Review: The Jungle (Playhouse Theatre)
Joe Murphy and Joe Robertson's play about the Calais refugee camp transfers from the Young Vic
Like people, plays can change when displaced. A West End transfer for a drama peopled by refugees might strike you as jarring – red velvet on a blue plastic tarpaulin. If anything, it works in The Jungle's favour, sharpening the discrepancy between where we're sat and what we see. That you feel the extent of your privilege here is a credit to Joe Murphy and Joe Robertson's piece, an amalgamation of their experiences of the migrant camp at Calais. The Jungle asks us to witness, rather than weep. It demands our empathy, never our pity.
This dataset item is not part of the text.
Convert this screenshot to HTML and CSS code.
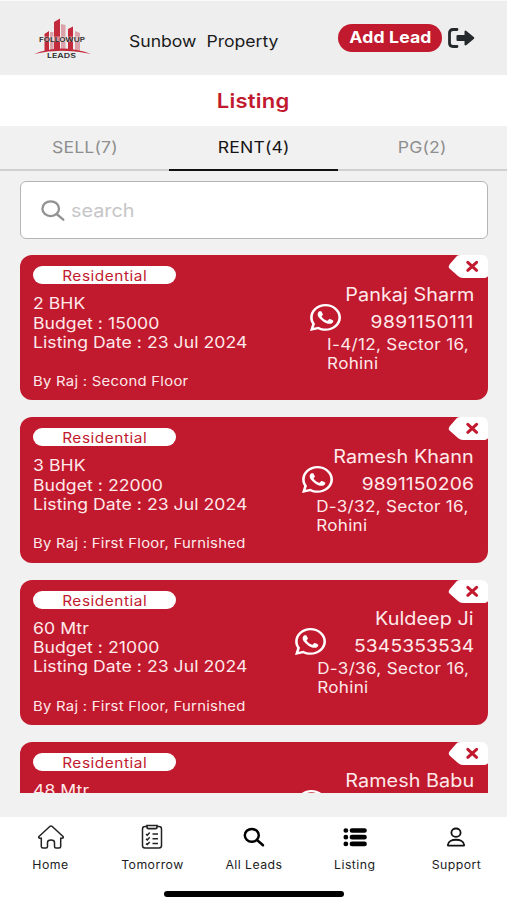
FILE: index.html
```html
<!DOCTYPE html>
<html lang="en">
<head>
<meta charset="utf-8">
<title>Listing</title>
<link rel="stylesheet" href="styles.css">
</head>
<body>
<svg class="defs" aria-hidden="true">
  <symbol id="whatsapp" viewBox="0 32 448 448" preserveAspectRatio="none"><path d="M380.900 97.100C339 55.100 283.200 32 223.900 32c-122.400 0-222 99.600-222 222 0 39.100 10.200 77.300 29.600 111L0 480l117.700-30.900c32.400 17.700 68.900 27 106.100 27h.1c122.300 0 224.100-99.600 224.100-222 0-59.300-25.200-115-67.100-157zm-157 341.600c-33.200 0-65.700-8.900-94-25.700l-6.700-4-69.800 18.300L72 359.200l-4.400-7c-18.500-29.400-28.200-63.300-28.200-98.200 0-101.700 82.800-184.500 184.600-184.500 49.300 0 95.600 19.200 130.400 54.100 34.800 34.900 56.200 81.200 56.100 130.500 0 101.800-84.900 184.600-186.600 184.600zm101.200-138.200c-5.500-2.800-32.800-16.200-37.900-18-5.100-1.900-8.800-2.800-12.500 2.800-3.700 5.600-14.300 18-17.600 21.800-3.200 3.700-6.500 4.200-12 1.400-32.600-16.300-54-29.100-75.500-66-5.700-9.800 5.700-9.100 16.300-30.300 1.800-3.700.9-6.900-.5-9.700-1.400-2.800-12.500-30.100-17.100-41.200-4.500-10.800-9.100-9.300-12.500-9.500-3.200-.2-6.900-.2-10.600-.2-3.700 0-9.700 1.400-14.800 6.900-5.100 5.600-19.400 19-19.400 46.300 0 27.300 19.900 53.700 22.600 57.400 2.800 3.700 39.100 59.700 94.800 83.800 35.200 15.200 49 16.500 66.600 13.900 10.700-1.600 32.800-13.400 37.400-26.400 4.600-13 4.600-24.100 3.200-26.400-1.300-2.500-5-3.900-10.500-6.600z"/></symbol>
  <symbol id="tag" viewBox="0 0 40 24"><path fill="#fff" d="M12 0H34Q40 1 40 7V21Q39 23 35 23H15Q12 23 10 21L1.500 13.500Q0 11.500 1.500 9.500L8 2Q9 0 12 0Z"/><path d="M19.800 7.300 28.600 15.300M28.600 7.300 19.800 15.300" fill="none" stroke="#c1192e" stroke-width="3" stroke-linecap="round"/></symbol>
</svg>
<div class="app">
  <header class="topbar">
    <svg class="logo" viewBox="0 0 60 44">
      <g fill="#dba3a9"><path d="M27 8l4.500 1v26H27zM41 15l5 2v19h-5zM16 16h3.500v19H16z"/></g>
      <g fill="#c32a3b"><path d="M20 6l6-3.500V34h-6zM34 13l5-2.500V34h-5zM10.500 18l4.500-3v20h-4.500z"/></g>
      <path fill="#c32a3b" d="M0 38Q28 27 57 38Q28 31.500 0 38Z"/>
      <rect x="4" y="20.500" width="48" height="5.500" fill="#eee" opacity=".5"/>
      <text x="5" y="25.800" font-size="6.800" textLength="46" lengthAdjust="spacingAndGlyphs">FOLLOWUP</text>
      <text x="13" y="42" font-size="6" textLength="29" lengthAdjust="spacingAndGlyphs">LEADS</text>
    </svg>
    <div class="company"><span class="wide left">Sunbow&nbsp; Property</span></div>
    <button class="add"><span class="wide">Add Lead</span></button>
    <svg class="exit" viewBox="0 0 27 20"><path d="M9 1.500H5Q1.500 1.500 1.500 5V15Q1.500 18.500 5 18.500H9" fill="none" stroke="#24292c" stroke-width="2.800" stroke-linecap="round"/><path d="M9.500 7H16.500V3.500Q17 2 18.500 3L26 9.200Q26.600 10 26 10.800L18.500 17Q17 18 16.500 16.500V13H9.500Q8.500 13 8.500 12V8Q8.500 7 9.500 7Z" fill="#24292c"/></svg>
  </header>
  <h1 class="title"><span class="wide">Listing</span></h1>
  <nav class="tabs">
    <div class="tab"><span class="wide">SELL(7)</span></div>
    <div class="tab active"><span class="wide">RENT(4)</span></div>
    <div class="tab"><span class="wide">PG(2)</span></div>
  </nav>
  <div class="search">
    <svg viewBox="0 0 24 21"><ellipse cx="9.700" cy="8.700" rx="8.300" ry="7.400"/><path d="M15.600 14 22.300 19.700"/></svg>
    <span class="wide left">search</span>
  </div>
  <main class="list">
    <article class="card first">
      <svg class="close"><use href="#tag"/></svg>
      <div class="info"><div class="badge"><span class="wide">Residential</span></div>
        <p class="wide left">2 BHK</p><p class="wide left">Budget : 15000</p><p class="wide left">Listing Date : 23 Jul 2024</p><p class="wide left by">By Raj : Second Floor</p></div>
      <div class="contact"><div class="name wide right">Pankaj Sharm</div>
        <div class="phone"><svg><use href="#whatsapp"/></svg><span class="wide right">9891150111</span></div>
        <div class="addr wide right">I-4/12, Sector 16,<br>Rohini</div></div>
    </article>
    <article class="card">
      <svg class="close"><use href="#tag"/></svg>
      <div class="info"><div class="badge"><span class="wide">Residential</span></div>
        <p class="wide left">3 BHK</p><p class="wide left">Budget : 22000</p><p class="wide left">Listing Date : 23 Jul 2024</p><p class="wide left by">By Raj : First Floor, Furnished</p></div>
      <div class="contact"><div class="name wide right">Ramesh Khann</div>
        <div class="phone"><svg><use href="#whatsapp"/></svg><span class="wide right">9891150206</span></div>
        <div class="addr wide right">D-3/32, Sector 16,<br>Rohini</div></div>
    </article>
    <article class="card">
      <svg class="close"><use href="#tag"/></svg>
      <div class="info"><div class="badge"><span class="wide">Residential</span></div>
        <p class="wide left">60 Mtr</p><p class="wide left">Budget : 21000</p><p class="wide left">Listing Date : 23 Jul 2024</p><p class="wide left by">By Raj : First Floor, Furnished</p></div>
      <div class="contact"><div class="name wide right">Kuldeep Ji</div>
        <div class="phone"><svg><use href="#whatsapp"/></svg><span class="wide right">5345353534</span></div>
        <div class="addr wide right">D-3/36, Sector 16,<br>Rohini</div></div>
    </article>
    <article class="card last">
      <svg class="close"><use href="#tag"/></svg>
      <div class="info"><div class="badge"><span class="wide">Residential</span></div>
        <p class="wide left">48 Mtr</p></div>
      <div class="contact"><div class="name wide right">Ramesh Babu</div>
        <div class="phone"><svg><use href="#whatsapp"/></svg></div></div>
    </article>
  </main>
  <footer class="bottom">
    <div class="items">
      <a class="item"><svg viewBox="0 0 28 26"><path d="M2 12.500 13 2.300Q14 1.500 15 2.300L26 12.500Q27 14 25 14.300H23.700V22.500Q23.700 24 22 24H19Q17.500 24 17.500 22.500V18.500Q17.500 16 14 16T10.500 18.500V22.500Q10.500 24 9 24H6Q4.300 24 4.300 22.500V14.300H3Q1 14 2 12.500Z" fill="none" stroke="#222" stroke-width="1.500"/></svg><span class="wide">Home</span></a>
      <a class="item"><svg viewBox="0 0 28 26"><g fill="none" stroke="#222" stroke-width="1.500"><path d="M9 2.500H7Q4.500 2.500 4.500 5V21.500Q4.500 24 7 24H21Q23.500 24 23.500 21.500V5Q23.500 2.500 21 2.500H19"/><path d="M9 1.500H19V3Q19 4.700 17.500 4.700H10.500Q9 4.700 9 3Z" stroke-width="1.700"/><path d="M8 10.200l1.300 1 2.400-2.600M8 14.900l1.300 1 2.400-2.600M8 19.600l1.300 1 2.400-2.600M14.500 10H20M14.500 14.700H20M14.500 19.400H20"/></g></svg><span class="wide">Tomorrow</span></a>
      <a class="item"><svg viewBox="0 0 28 26"><g fill="none" stroke="#000" stroke-width="2.500" stroke-linecap="round"><ellipse cx="12.800" cy="11.300" rx="7" ry="6.400"/><path d="M18 16 24 21.300"/></g></svg><span class="wide">All Leads</span></a>
      <a class="item"><svg viewBox="0 0 28 26"><g stroke="#000" stroke-width="4.700" stroke-linecap="round"><path d="M4.800 6.500H4.900M11 6.500H23.500M4.800 13.200H4.900M11 13.200H23.500M4.800 19.900H4.900M11 19.900H23.500"/></g></svg><span class="wide">Listing</span></a>
      <a class="item"><svg viewBox="0 0 28 26"><g fill="none" stroke="#111" stroke-width="1.800"><ellipse cx="14" cy="8.700" rx="4.600" ry="4.200"/><path d="M5.800 21C6.300 14 21.700 14 22.200 21Q22.200 21.700 21.500 21.700H6.500Q5.800 21.700 5.800 21Z"/></g></svg><span class="wide">Support</span></a>
    </div>
    <div class="homebar"></div>
  </footer>
</div>
</body>
</html>
```
FILE: styles.css
```css
* { box-sizing: border-box; }
body { margin: 0; font-family: Inter, "Liberation Sans", sans-serif; background: #f1f1f1; color: #1b1b1d; }
.defs { position: absolute; width: 0; height: 0; }
.app { display: flex; flex-direction: column; width: 507px; height: 900px; overflow: hidden; }
/* Extended letterforms: text is widened by a tenth from its anchor side */
.wide { display: inline-block; transform: scaleX(1.1); }
.left { transform-origin: left; }
.right { transform-origin: right; }
.topbar { display: flex; align-items: center; height: 75px; flex: none; background: #eee; border-top: 1px solid #fafafa; padding-left: 34px; }
.logo { width: 60px; height: 44px; fill: #2b2b2b; font-weight: 600; flex: none; }
.company { width: 209px; padding: 5px 0 0 35px; font-size: 16px; line-height: 20px; white-space: nowrap; flex: none; }
.add { width: 104px; height: 28px; margin-left: 35px; border: 0; border-radius: 14px; background: #c1192e; color: #fff; font: 700 16px/26px Inter, sans-serif; letter-spacing: 0.15px; padding: 0 0 2px; flex: none; }
.exit { width: 27px; height: 20px; margin-left: 6px; flex: none; }
.title { margin: 0; height: 51px; flex: none; display: flex; align-items: center; justify-content: center; background: #fff; color: #c1192e; font-size: 20px; font-weight: 600; letter-spacing: 0.25px; }
.tabs { display: grid; grid-template-columns: repeat(3, 1fr); height: 45px; flex: none; }
.tab { border-bottom: 2px solid #d0d0d0; text-align: center; color: #8e8e8e; font-size: 16px; line-height: 43px; letter-spacing: 0.15px; }
.tab.active { color: #151515; border-bottom-color: #111; }
.search { flex: none; display: flex; align-items: center; gap: 6px; height: 58px; margin: 10px 19px 0 20px; padding-left: 20px; border: 1.500px solid #b5b5b5; border-radius: 6px; background: #fff; color: #c6c6c8; font-size: 18px; }
.search svg { width: 24px; height: 21px; fill: none; stroke: #929292; stroke-width: 2.300; stroke-linecap: round; }
.list { display: flex; flex-direction: column; gap: 17px; height: 538px; flex: none; margin: 16.300px 19px 0 20px; overflow: hidden; }
.card { position: relative; display: flex; justify-content: space-between; height: 145.200px; flex: none; padding: 11px 14px 0 13px; border-radius: 12px; background: #c1192e; color: #ffe9ea; }
.close { position: absolute; top: 0; right: 0; width: 40px; height: 24px; }
.info { display: flex; flex-direction: column; align-items: flex-start; }
.info p { margin: 0; font-size: 16px; line-height: 19.300px; letter-spacing: 0.05px; white-space: nowrap; }
.badge { width: 143px; height: 18px; margin-bottom: 10px; border-radius: 9px; background: #fff; color: #c1192e; text-align: center; font-size: 14px; line-height: 19px; letter-spacing: 0.5px; }
.info .by { margin-top: 20px; font-size: 13.500px; letter-spacing: 0.25px; }
.contact { display: flex; flex-direction: column; align-items: flex-end; padding-top: 17.500px; white-space: nowrap; }
.name { font-size: 18px; line-height: 22px; letter-spacing: 0.05px; }
.phone { display: flex; align-items: flex-start; height: 29px; font-size: 17.500px; line-height: 31px; letter-spacing: 0.1px; }
.first .phone { letter-spacing: 0.4px; }
.phone svg { width: 31px; height: 27px; margin: -2px 39px 0 0; fill: #fff; }
.last .phone svg { margin-right: 147px; }
.addr { margin-right: 5px; font-size: 15.500px; line-height: 19.300px; letter-spacing: 0.3px; }
.bottom { margin-top: auto; height: 83px; flex: none; background: #fff; }
.items { display: grid; grid-template-columns: repeat(5, 1fr); padding-top: 7px; }
.item { display: flex; flex-direction: column; align-items: center; font-size: 11.200px; line-height: 14px; letter-spacing: 0.4px; gap: 8px; }
.item svg { width: 28px; height: 26px; }
.homebar { width: 180px; height: 6px; margin: 19px auto 0; border-radius: 3px; background: #000; }
```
Even more than at the Young Vic, where re-configurations are the norm, Miriam Buether's semi-immersive design trips you up – a proper disruption of theatrical space. Behind the white marble foyer-bar, instead of stalls and stage, is a temporary, makeshift, MDF room: Salar's Afghan restaurant in a corner of Calais. To enter, you walk past crumpled campbeds and a few shelves of stock, through a rudimentary kitchen, pungent spices simmering on the hob. It's a jolt. Flyers handed out, cakey mud underfoot. It's as if the theatre itself has been squatted, occupied by uninvited guests; political theatre in a place of entertainment.
Not that this is an immersive environment: the Calais Experience or something like that. It's more porous than that, and more self-aware: a theatrical proxy for a place that must be so, so much worse. Above, another audience looks down from the circle, renamed the White Cliffs of Dover as another little trip. The Jungle is keenly aware of its reality in the room – it knows its theatre – and those beyond.
Inside the restaurant, different nationalities jostle and shout. 5497 people live side by side, sometimes fractiously, on a site by a motorway with cars passing by. Whenever traffic clogs up, they race to play the game – 'douga', an attempt to stowaway in a vehicle and get to the UK. It's dangerous: The Jungle begins with a teenage body brought in from the road. To find safety, these refugees risk their lives. With them are a bunch of bedraggled British volunteers, all running from a country they struggle to see as home.
Second time round, you see quite how well-constructed The Jungle is – as accomplished a first script as there's been in years. Framed as a piece of forum theatre, its Lebanese director Safi (Ammar Haj Ahmad) nudging characters on, it has enough self-awareness to be blunt and on-the-nose (though the ethics of Brits couching their time at Calais through the eyes of a refugee is questionable.)
The plot's beautifully counterpointed. The gleeful childishness of 15 year-old Afghan Norullah, always monkeying around, contrasts with the dead stare of Okot (John Pfumojena), physically and mentally scarred by all he's undergone. Ben Turner – fantastic as Salar – stresses the grafting restauranteur as a glinting entrepreneur, but then so is Rachid Sabitri's trafficker, who hands his charges an onion to keep guard dogs away. Where there are people, there is opportunity. Amongst the volunteers, Rachel Redford's teacher Beth gets too attached, while Alex Lawther's wet-eared Sam, just out of Eton, treats the whole thing as a conundrum to be solved. Jo McInnes is pragmatic and jaded as Paula, Dominic Rowan over-idealistic as Derek, a man who sees the camp as a chance to start again: a new Jerusalem.
A play that pulls in different directions at once suits an issue with no easy solutions. To put down roots in Calais and improve conditions would be to admit defeat and to settle (in both senses). Zhangal teethers between community and anarchy and when British volunteers attempt to impose order, it raises the spectre of colonialism: one renames the camp, another divides it with lines. Make no mistake, Britain carries some blame: for Afghanistan, Libya, its rule in Eritrea. The West has always looked after its own at others' expense. Humans do: a chorus of "Glory, Glory, Man United" ends with "And f*ck the Arsenal". Ironically, the recent relative prosperity that brought mobile phones makes fleeing poverty a possibility and, in Calais, refugees running from war mingle with economic migrants seeking more.
This is the most important play of the decade, not just because it covers the big issue of our times so comprehensively, but because it humanises it – and at a time when attitudes to refugees are hardening worldwide. Each here has a reason for refugee, a route and a story of their own. Powerful, necessary theatre.